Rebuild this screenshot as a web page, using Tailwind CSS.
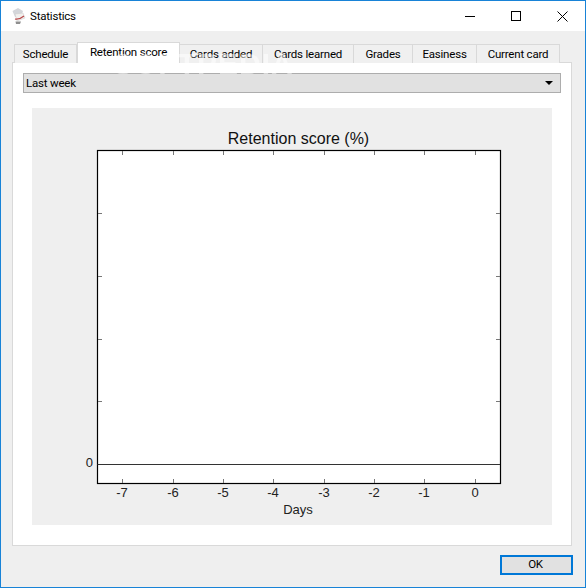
<!DOCTYPE html>
<html lang="en">
<head>
    <meta charset="UTF-8">
    <title>Statistics</title>
    <script src="https://cdn.jsdelivr.net/npm/@tailwindcss/browser@4"></script>
</head>
<body class="w-[586px] h-[588px] overflow-hidden">
    <div class="relative w-full h-full flex flex-col border border-[#1883d7] bg-[#efefef] font-['Roboto','Noto_Sans',sans-serif] text-[11.5px] tracking-[-0.2px] text-black">

        <!-- Title bar -->
        <div class="h-[30px] bg-white flex items-center shrink-0">
            <svg class="ml-[10px] w-[16px] h-[18px]" viewBox="0 0 16 18">
                <path d="M1.5 4 L7 1 L12 4 L10 9 L4 10 Z" fill="#d4d6da"/>
                <path d="M4 7 L12 6 L14 11 L6 14 Z" fill="#f1f0ee" stroke="#c8c8c8" stroke-width="0.5"/>
                <path d="M4 12 Q8 13 13 9" fill="none" stroke="#b8494a" stroke-width="1.2"/>
                <path d="M4.5 14.5 H10 L9 17 H5 Z" fill="#8f8f8f"/>
            </svg>
            <span class="ml-[3px] pt-px">Statistics</span>
            <div class="ml-auto flex items-center">
                <div class="w-[46px] h-[30px] flex items-center justify-center">
                    <div class="w-[10px] h-px bg-black"></div>
                </div>
                <div class="w-[46px] h-[30px] flex items-center justify-center">
                    <div class="w-[10px] h-[10px] border border-black"></div>
                </div>
                <div class="w-[46px] h-[30px] flex items-center justify-center">
                    <svg class="w-[11px] h-[11px]" viewBox="0 0 11 11"><path d="M0.5 0.5 L10.5 10.5 M10.5 0.5 L0.5 10.5" stroke="#000" stroke-width="1" fill="none"/></svg>
                </div>
            </div>
        </div>

        <!-- Tabs + pane -->
        <div class="ml-[11px] mr-[13px] mt-[11px] flex flex-col">
            <div class="flex items-end h-[21px] pl-[2px] relative z-10 -mb-px">
                <div class="w-[63px] h-[19px] pt-[2px] flex items-center justify-center bg-[#f0f0f0] border border-b-0 border-[#d9d9d9]">Schedule</div>
                <div class="w-[103px] h-[21px] flex items-center justify-center bg-white border border-b-0 border-[#d9d9d9]">Retention score</div>
                <div class="w-[83px] h-[19px] pt-[2px] flex items-center justify-center bg-[#f0f0f0] border border-b-0 border-l-0 border-[#d9d9d9]">Cards added</div>
                <div class="w-[91px] h-[19px] pt-[2px] flex items-center justify-center bg-[#f0f0f0] border border-b-0 border-l-0 border-[#d9d9d9]">Cards learned</div>
                <div class="w-[59px] h-[19px] pt-[2px] flex items-center justify-center bg-[#f0f0f0] border border-b-0 border-l-0 border-[#d9d9d9]">Grades</div>
                <div class="w-[64px] h-[19px] pt-[2px] flex items-center justify-center bg-[#f0f0f0] border border-b-0 border-l-0 border-[#d9d9d9]">Easiness</div>
                <div class="w-[83px] h-[19px] pt-[2px] flex items-center justify-center bg-[#f0f0f0] border border-b-0 border-l-0 border-[#d9d9d9]">Current card</div>
            </div>
            <div class="h-[484px] bg-white border border-[#d9d9d9] pt-[10px] px-[10px]">
                <div class="h-[20px] flex items-center justify-between bg-[#e1e1e1] border border-[#adadad] pl-[2px] pr-[7px]">
                    <span class="pt-[2px]">Last week</span>
                    <div class="w-0 h-0 border-x-[4px] border-x-transparent border-t-[4px] border-t-black"></div>
                </div>
                <div class="mt-[15px] ml-[9px] w-[520px] h-[417px] bg-[#efefef]">
                    <svg class="w-[520px] h-[417px] tracking-normal font-['Liberation_Sans',Arial,sans-serif]" viewBox="32 108 520 417">
                        <rect x="97.5" y="150.5" width="403" height="333" fill="#fff" stroke="#000" stroke-width="1.2"/>
                        <path d="M97.5 464.5 H500" stroke="#333" stroke-width="1"/>
                        <path d="M122.5 151V155 M173.5 151V155 M223.5 151V155 M273.5 151V155 M324.5 151V155 M374.5 151V155 M424.5 151V155 M475.5 151V155" stroke="#777"/>
                        <path d="M122.5 479V483 M173.5 479V483 M223.5 479V483 M273.5 479V483 M324.5 479V483 M374.5 479V483 M424.5 479V483 M475.5 479V483" stroke="#777"/>
                        <path d="M98 213.5H102 M98 276.5H102 M98 339.5H102 M98 401.5H102 M496 213.5H500 M496 276.5H500 M496 339.5H500 M496 401.5H500" stroke="#777"/>
                        <text x="298.5" y="144" text-anchor="middle" font-size="16" fill="#111">Retention score (%)</text>
                        <text x="93" y="467" text-anchor="end" font-size="13" fill="#222">0</text>
                        <g font-size="13" fill="#222" text-anchor="middle">
                            <text x="122" y="497">-7</text>
                            <text x="173" y="497">-6</text>
                            <text x="223" y="497">-5</text>
                            <text x="273" y="497">-4</text>
                            <text x="324" y="497">-3</text>
                            <text x="374" y="497">-2</text>
                            <text x="424" y="497">-1</text>
                            <text x="475" y="497">0</text>
                            <text x="298" y="514">Days</text>
                        </g>
                    </svg>
                </div>
            </div>
        </div>

        <!-- Footer -->
        <div class="flex justify-end mr-[12px] mt-[9px]">
            <button class="w-[73px] h-[20px] pr-[2px] bg-[#e1e1e1] border-2 border-[#0078d7] flex items-center justify-center">OK</button>
        </div>

        <!-- Watermark -->
        <div class="absolute z-20 left-[112px] top-[46px] text-[30px] leading-[34px] tracking-[1px] font-bold text-white/50 blur-[0.6px] font-['Liberation_Sans',sans-serif] pointer-events-none">SOFTPEDIA</div>
    </div>
</body>
</html>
________________
**Problem statement**
Restate exactly, please, only the lines between the start of the data and the line containing "w-full h-full flex", both ends included, skipping the pictures.

**Exercise answer**
Rebuild this screenshot as a web page, using Tailwind CSS.
<!DOCTYPE html>
<html lang="en">
<head>
    <meta charset="UTF-8">
    <title>Statistics</title>
    <script src="https://cdn.jsdelivr.net/npm/@tailwindcss/browser@4"></script>
</head>
<body class="w-[586px] h-[588px] overflow-hidden">
    <div class="relative w-full h-full flex flex-col border border-[#1883d7] bg-[#efefef] font-['Roboto','Noto_Sans',sans-serif] text-[11.5px] tracking-[-0.2px] text-black">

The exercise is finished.